Actéon est alors métamorphosé en cerf : on pourrait certes voir cette punition essentiellement comme une transformation en bête. Sur le plan symbolique, le texte appelle pourtant une lecture affinée. Il y a une logique, si cruelle soit-elle, dans la malédiction divine. L’eau que les nymphes répandaient sur le corps de la déesse devient l’instrument de sa vengeance. Ironiquement, Diane fait du prédateur une proie que dévoreront bientôt ses propres chiens. Livrée aux yeux d’un homme dans son apparence véritable, elle change la sienne en retour. Par ailleurs, si l’apparence se modifie, la métamorphose semble plus une déformation qu’une transformation du corps : Diane « fait naître sur la tête ruisselante du malheureux les cornes du cerf vivace, elle allonge son cou, termine en pointe le bout de ses oreilles, change ses mains en pieds, ses bras en longues jambes et couvre son corps d’une peau tachetée ».
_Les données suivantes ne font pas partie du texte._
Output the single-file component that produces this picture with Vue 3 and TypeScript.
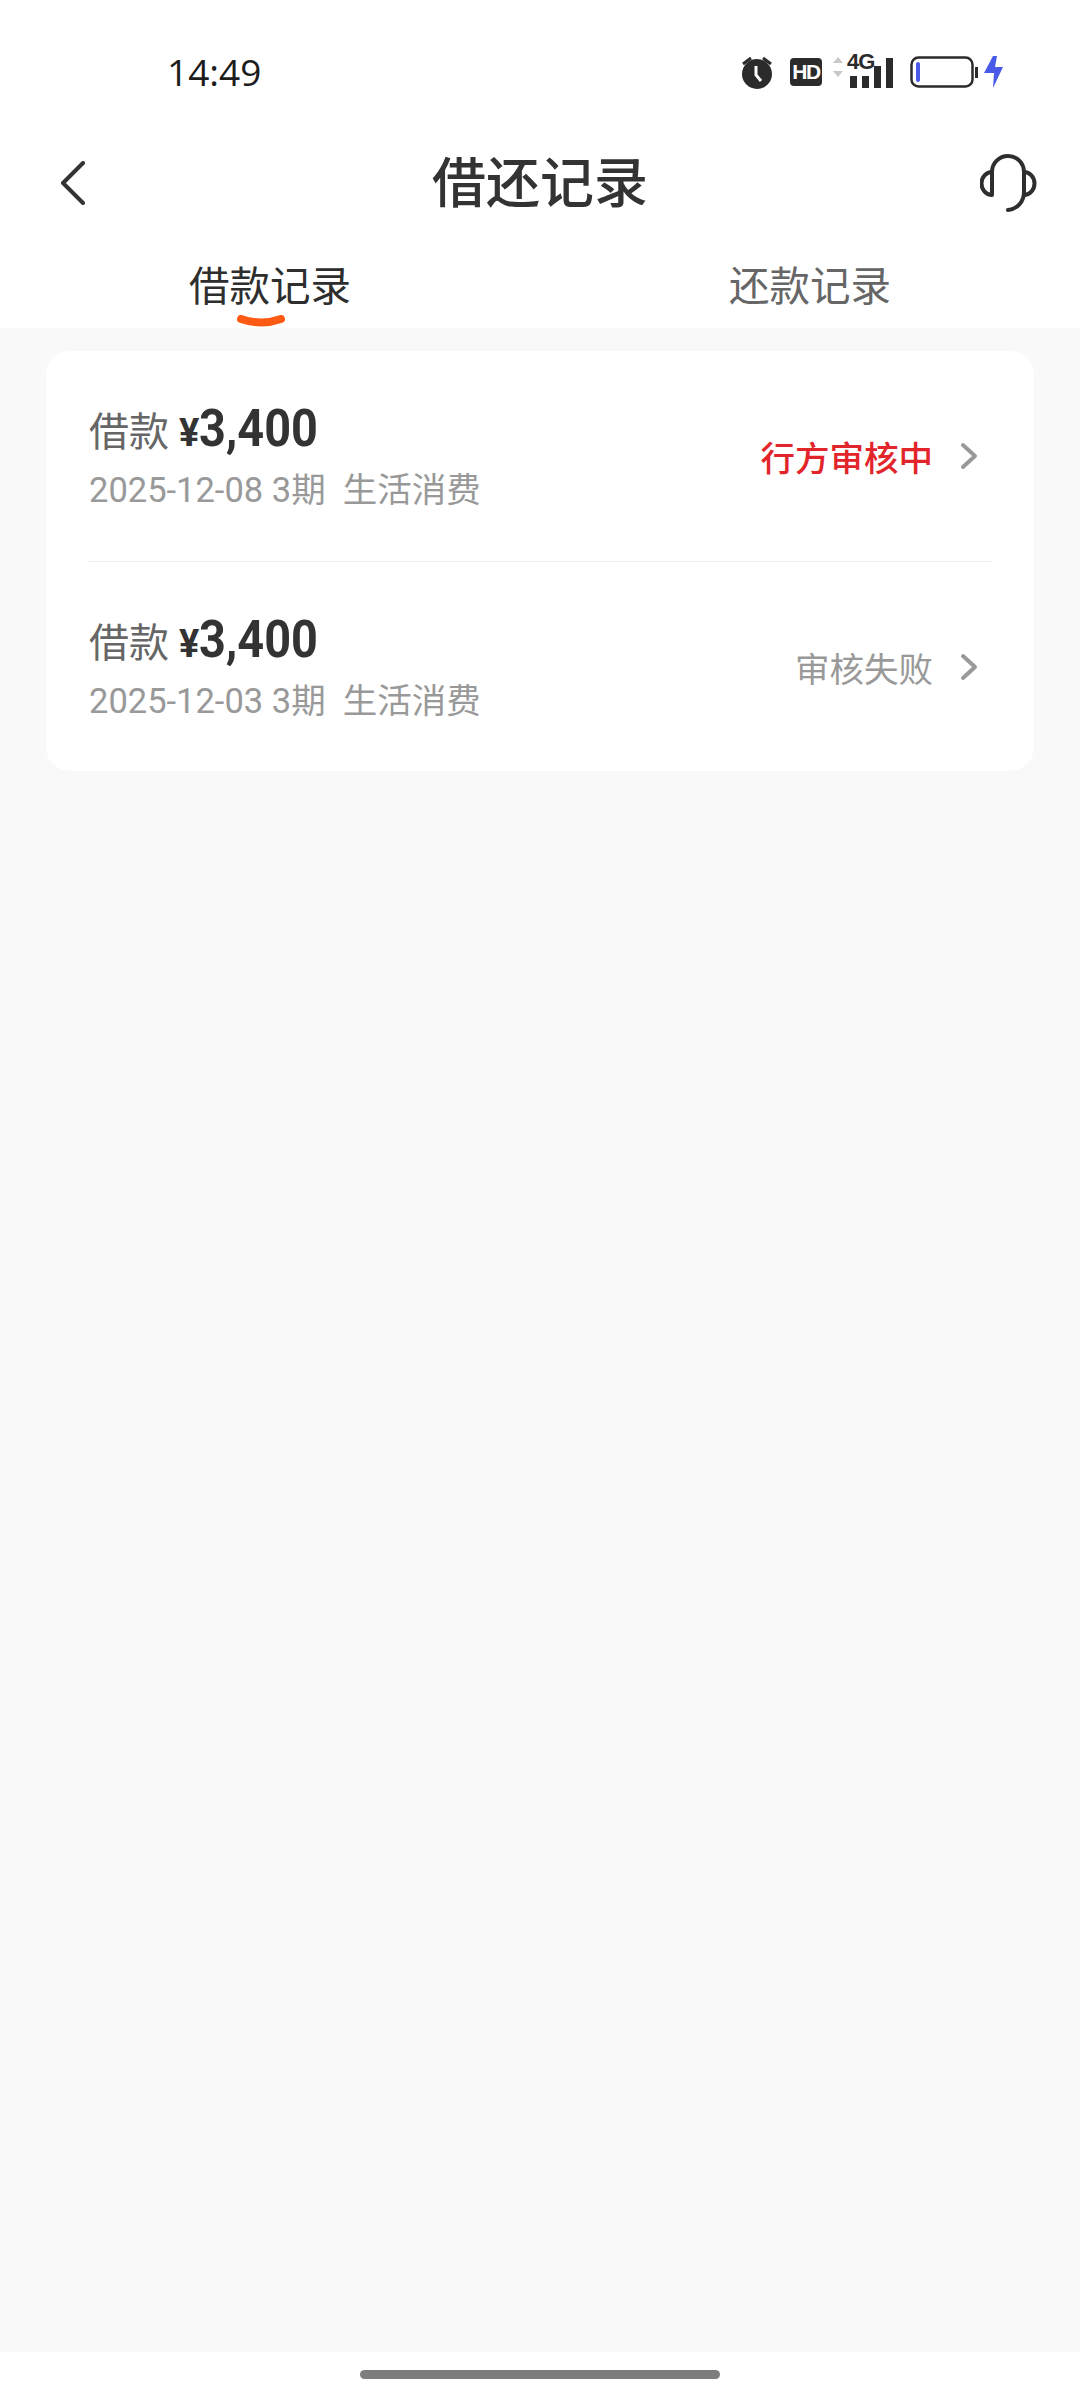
<template>
  <div class="page">
    <header class="top">
      <div class="status">
        <span class="time">14:49</span>
        <div class="status-icons">
          <svg class="alarm" width="32" height="34" viewBox="0 0 32 34">
            <circle cx="16" cy="19" r="15" fill="#2b2b2b" />
            <path d="M2 9l8-6M30 9l-8-6" stroke="#2b2b2b" stroke-width="3" fill="none" />
            <path d="M15 11v9l5 6" stroke="#fff" stroke-width="3" fill="none" />
          </svg>
          <span class="hd">HD</span>
          <div class="signal">
            <svg class="updown" width="10" height="30" viewBox="0 0 10 30">
              <path d="M5 1l5 6H0zM5 21l5-6H0z" fill="#c8c8c8" />
            </svg>
            <span class="net">4G</span>
            <svg class="bars" width="44" height="30" viewBox="0 0 44 30">
              <rect x="0" y="18" width="7" height="12" fill="#2b2b2b" />
              <rect x="12" y="18" width="7" height="12" fill="#2b2b2b" />
              <rect x="24" y="8" width="7" height="22" fill="#2b2b2b" />
              <rect x="36" y="0" width="7" height="30" fill="#2b2b2b" />
            </svg>
          </div>
          <svg class="battery" width="68" height="32" viewBox="0 0 68 32">
            <rect x="1.5" y="1.5" width="61" height="29" rx="7" fill="none" stroke="#2b2b2b" stroke-width="2.500" />
            <rect x="6" y="6" width="4" height="20" rx="2" fill="#4a5ae8" />
            <rect x="65" y="11" width="3" height="11" fill="#2b2b2b" />
          </svg>
          <svg class="bolt" width="20" height="32" viewBox="0 0 20 32">
            <path d="M9 0h4l-2 11h8L9 32l1-15H0z" fill="#4a5ae8" />
          </svg>
        </div>
      </div>
      <nav class="nav">
        <svg class="back" width="26" height="44" viewBox="0 0 26 44">
          <path d="M23 2L3 22l20 20" fill="none" stroke="#333" stroke-width="4" stroke-linecap="round" stroke-linejoin="round" />
        </svg>
        <h1 class="title">借还记录</h1>
        <svg class="service" width="58" height="58" viewBox="0 0 58 58">
          <path d="M12 41V18a16 16 0 0 1 32 0v20c0 10-7 17-16 18" fill="none" stroke="#2e2e2e" stroke-width="4" stroke-linecap="round" />
          <path d="M12 18a10.500 11.500 0 0 0 0 23M44 18a10.500 11.500 0 0 1 0 23" fill="none" stroke="#2e2e2e" stroke-width="4" />
        </svg>
      </nav>
      <div class="tabs">
        <div
          v-for="(tab, i) in tabs"
          :key="tab"
          class="tab"
          :class="{ 'tab--active': i === 0 }"
        >
          {{ tab }}
          <svg v-if="i === 0" class="smile" width="48" height="14" viewBox="0 0 48 14">
            <path d="M4 4q20 7 40 0" fill="none" stroke="#ff5a14" stroke-width="8" stroke-linecap="round" />
          </svg>
        </div>
      </div>
    </header>

    <main class="content">
      <section class="card">
        <div v-for="item in records" :key="item.date" class="row">
          <div class="info">
            <div class="line">
              <span class="label">借款</span>
              <span class="yen">¥</span>
              <span class="amount">3,400</span>
            </div>
            <div class="meta">{{ item.date }} 3期&nbsp;&nbsp;生活消费</div>
          </div>
          <span class="state" :class="{ 'state--active': item.active }">{{ item.state }}</span>
          <svg class="chevron" width="18" height="28" viewBox="0 0 18 28">
            <path d="M3 3l12 11L3 25" fill="none" stroke="#999" stroke-width="4" stroke-linecap="round" stroke-linejoin="round" />
          </svg>
        </div>
      </section>
    </main>

    <footer class="home">
      <span class="handle"></span>
    </footer>
  </div>
</template>

<script setup lang="ts">
const tabs = ['借款记录', '还款记录']

const records = [
  { date: '2025-12-08', state: '行方审核中', active: true },
  { date: '2025-12-03', state: '审核失败', active: false },
]
</script>

<style>
html,
body {
  margin: 0;
  background: #f9f9f9;
}
</style>

<style scoped>
.page {
  display: flex;
  flex-direction: column;
  width: 1080px;
  height: 2400px;
  overflow: hidden;
  background: #f9f9f9;
  color: #333;
  font-family: Roboto, "Noto Sans CJK SC", sans-serif;
}

.top {
  height: 328px;
  background: #fff;
}

.status {
  display: flex;
  align-items: center;
  justify-content: space-between;
  height: 72px;
  padding: 36px 76px 0 167px;
}

.time {
  margin-top: -2px;
  font-family: "Open Sans", sans-serif;
  font-size: 37px;
  font-weight: 500;
  color: #1c1c1c;
}

.status-icons {
  display: flex;
  align-items: center;
}

.alarm {
  margin-right: 17px;
}

.hd {
  width: 32px;
  height: 28px;
  border-radius: 4px;
  background: #2b2b2b;
  color: #fff;
  font-family: "Liberation Sans", sans-serif;
  font-size: 21px;
  font-weight: 700;
  line-height: 28px;
  text-align: center;
  letter-spacing: -1.5px;
}

.signal {
  position: relative;
  width: 60px;
  height: 30px;
  margin: 0 17px 0 11px;
}

.updown {
  position: absolute;
  left: 0;
  top: -1px;
}

.net {
  position: absolute;
  left: 14px;
  top: -6px;
  font-family: "Liberation Sans", sans-serif;
  font-size: 22px;
  font-weight: 700;
  line-height: 22px;
  letter-spacing: -1px;
  color: #2b2b2b;
}

.bars {
  position: absolute;
  left: 17px;
  top: 1px;
}

.bolt {
  margin-left: 6px;
}

.nav {
  display: flex;
  align-items: center;
  justify-content: space-between;
  height: 110px;
  margin-top: 20px;
  padding: 0 42px 0 60px;
}

.title {
  margin: 4px 0 0 14px;
  font-size: 54px;
  font-weight: 500;
  line-height: 70px;
  color: #333;
}

.tabs {
  display: grid;
  grid-template-columns: 1fr 1fr;
  margin-top: 20px;
}

.tab {
  position: relative;
  font-size: 40.5px;
  line-height: 58px;
  color: #666;
  text-align: center;
}

.tab--active {
  color: #2e2e2e;
}

.smile {
  position: absolute;
  left: 237px;
  top: 57px;
}

.content {
  flex: 1;
  padding: 23px 46px 0;
}

.card {
  border-radius: 24px;
  background: #fff;
}

.row {
  display: flex;
  align-items: center;
  box-sizing: border-box;
  height: 210px;
  margin: 0 42px;
  padding-right: 14px;
}

.row + .row {
  border-top: 1px solid #eee;
}

.info {
  flex: 1;
  padding-left: 1px;
}

.line {
  display: flex;
  align-items: baseline;
  height: 58px;
}

.label {
  font-size: 40px;
  color: #666;
}

.yen {
  margin-left: 10px;
  font-size: 38px;
  font-weight: 700;
}

.amount {
  font-size: 52px;
  font-weight: 700;
  transform: scaleX(0.9);
  transform-origin: left;
}

.meta {
  margin-top: 10px;
  font-size: 34.5px;
  line-height: 48px;
  color: #999;
}

.state {
  margin-right: 27px;
  font-size: 34.5px;
  color: #999;
}

.state--active {
  color: #e2242b;
  font-weight: 500;
}

.home {
  display: flex;
  align-items: flex-start;
  justify-content: center;
  height: 48px;
  background: #fff;
}

.handle {
  width: 360px;
  height: 9px;
  margin-top: 18px;
  border-radius: 5px;
  background: #7d7d7d;
}
</style>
Mais la malédiction divine, de façon explicite, porte avant tout sur le langage. Il s’agit d’interdire tout récit d’Actéon : le tabou ne doit pas être brisé une seconde fois par la narration, même indirectement. « Maintenant va raconter que tu m’as vue sans voile ; si tu le peux, j’y consens », lance ironiquement Diane au jeune homme. La distinction qui s’opère ici entre l’homme et l’animal porte sur la faculté de communiquer, de se faire comprendre. Actéon réalise que la parole lui échappe désormais : « aucune parole ne sortit de sa bouche. Il gémit ; ce fut tout son langage ; ses larmes coulèrent sur une face qui n’était plus la sienne ; seule sa raison lui restait encore. » C’est même l’impossibilité de s’adresser à ses chiens qui le rend totalement méconnaissable : « Il aurait voulu leur crier : “Je suis Actéon, reconnaissez votre maître.” Les mots n’obéissent plus à sa volonté ». La cruauté de Diane vient donc de ce que les chiens dévorent leur propre maître, dressés qu’ils ont été à le faire par lui-même.
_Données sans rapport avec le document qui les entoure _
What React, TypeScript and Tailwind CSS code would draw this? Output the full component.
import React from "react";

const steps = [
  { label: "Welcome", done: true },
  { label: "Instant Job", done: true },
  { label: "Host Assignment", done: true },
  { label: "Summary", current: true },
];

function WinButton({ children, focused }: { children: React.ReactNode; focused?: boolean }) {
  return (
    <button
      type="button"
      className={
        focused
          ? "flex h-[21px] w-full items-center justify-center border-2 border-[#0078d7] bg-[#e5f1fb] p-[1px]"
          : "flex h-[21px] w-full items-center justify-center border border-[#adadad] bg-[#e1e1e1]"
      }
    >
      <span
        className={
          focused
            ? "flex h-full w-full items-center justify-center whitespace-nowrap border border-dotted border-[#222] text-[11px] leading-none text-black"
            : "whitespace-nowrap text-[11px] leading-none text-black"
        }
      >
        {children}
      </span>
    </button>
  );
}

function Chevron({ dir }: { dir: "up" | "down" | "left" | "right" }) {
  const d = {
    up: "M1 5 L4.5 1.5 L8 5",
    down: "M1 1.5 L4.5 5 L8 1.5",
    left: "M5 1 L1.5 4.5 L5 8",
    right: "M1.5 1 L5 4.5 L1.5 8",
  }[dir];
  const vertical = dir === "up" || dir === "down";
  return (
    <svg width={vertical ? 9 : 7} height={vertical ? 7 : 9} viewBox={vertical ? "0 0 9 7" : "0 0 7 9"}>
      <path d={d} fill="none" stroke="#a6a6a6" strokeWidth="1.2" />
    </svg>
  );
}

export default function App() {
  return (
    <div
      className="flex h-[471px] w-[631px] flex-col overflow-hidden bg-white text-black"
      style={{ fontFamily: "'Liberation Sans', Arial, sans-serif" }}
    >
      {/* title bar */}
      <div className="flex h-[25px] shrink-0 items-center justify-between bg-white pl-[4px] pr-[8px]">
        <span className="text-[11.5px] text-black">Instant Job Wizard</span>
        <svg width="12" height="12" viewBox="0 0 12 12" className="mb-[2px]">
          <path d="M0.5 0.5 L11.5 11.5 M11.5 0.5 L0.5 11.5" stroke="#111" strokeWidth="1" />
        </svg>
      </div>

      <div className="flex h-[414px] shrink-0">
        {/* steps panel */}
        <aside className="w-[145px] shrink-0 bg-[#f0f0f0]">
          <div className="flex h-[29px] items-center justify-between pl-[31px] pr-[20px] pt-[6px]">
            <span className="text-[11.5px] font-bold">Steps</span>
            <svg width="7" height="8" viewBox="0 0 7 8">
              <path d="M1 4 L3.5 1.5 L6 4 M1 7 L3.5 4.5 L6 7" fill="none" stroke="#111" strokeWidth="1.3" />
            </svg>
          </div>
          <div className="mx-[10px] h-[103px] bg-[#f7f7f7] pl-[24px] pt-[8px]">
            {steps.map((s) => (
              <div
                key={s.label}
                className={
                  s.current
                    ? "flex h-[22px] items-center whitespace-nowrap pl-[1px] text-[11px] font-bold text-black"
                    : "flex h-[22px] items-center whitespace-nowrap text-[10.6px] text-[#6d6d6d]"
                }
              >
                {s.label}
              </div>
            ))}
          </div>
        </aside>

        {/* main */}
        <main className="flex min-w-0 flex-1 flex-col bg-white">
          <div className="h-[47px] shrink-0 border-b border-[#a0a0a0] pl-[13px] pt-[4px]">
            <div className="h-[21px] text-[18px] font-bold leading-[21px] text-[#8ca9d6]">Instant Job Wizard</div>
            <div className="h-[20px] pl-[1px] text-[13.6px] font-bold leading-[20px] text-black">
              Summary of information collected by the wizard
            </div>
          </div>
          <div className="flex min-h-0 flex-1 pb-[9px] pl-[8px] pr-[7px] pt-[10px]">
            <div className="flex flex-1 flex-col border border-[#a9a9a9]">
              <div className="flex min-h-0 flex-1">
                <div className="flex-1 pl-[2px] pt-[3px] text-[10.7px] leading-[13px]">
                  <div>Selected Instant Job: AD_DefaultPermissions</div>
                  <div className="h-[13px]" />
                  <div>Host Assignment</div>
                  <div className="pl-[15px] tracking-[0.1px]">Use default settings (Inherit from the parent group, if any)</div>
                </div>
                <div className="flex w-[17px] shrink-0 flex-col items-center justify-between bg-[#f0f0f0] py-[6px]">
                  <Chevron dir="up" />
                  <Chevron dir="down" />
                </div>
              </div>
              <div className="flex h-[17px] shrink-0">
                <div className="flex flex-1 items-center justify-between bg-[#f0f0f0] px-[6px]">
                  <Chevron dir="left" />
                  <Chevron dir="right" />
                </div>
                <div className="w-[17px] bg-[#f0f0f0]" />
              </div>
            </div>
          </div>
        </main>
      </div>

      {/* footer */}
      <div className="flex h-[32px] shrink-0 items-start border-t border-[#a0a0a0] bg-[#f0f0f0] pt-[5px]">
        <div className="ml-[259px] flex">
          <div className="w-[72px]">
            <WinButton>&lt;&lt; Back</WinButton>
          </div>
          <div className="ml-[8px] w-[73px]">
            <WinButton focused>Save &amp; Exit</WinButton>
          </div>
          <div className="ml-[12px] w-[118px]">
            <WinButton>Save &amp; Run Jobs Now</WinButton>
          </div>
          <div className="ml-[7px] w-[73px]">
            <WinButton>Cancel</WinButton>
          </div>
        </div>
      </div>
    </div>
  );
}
Ainsi, Diane métamorphose Actéon parce qu’il a, volontairement ou non, usurpé une place qu’il n’est pas la sienne en un lieu et un moment sacrés ; garante de l’ordre des choses, elle le rétablit et le modifie en déesse, selon sa volonté. Mais faire d’un homme un animal, ici, n’est pas seulement, et peut-être pas d’abord modifier son apparence : c’est surtout le priver de la parole, tant il est vrai que c’est grâce à elle, à ses pouvoirs, que les hommes tentent d’agir et de régir le monde, comme le chasseur ses chiens. Lorsqu’il meurt, Hippolyte, autre héros de la mythologie grecque, sacrifié par un père aveuglé à la cruauté déchaînée de Neptune, n’est pas non plus reconnu par les chevaux qu’il a élevés et qui lui donnent son nom : l’homme a perdu sa place par la faute d’un autre. L’ordre du monde grec n’est pas immuable, mais il est à la main des dieux.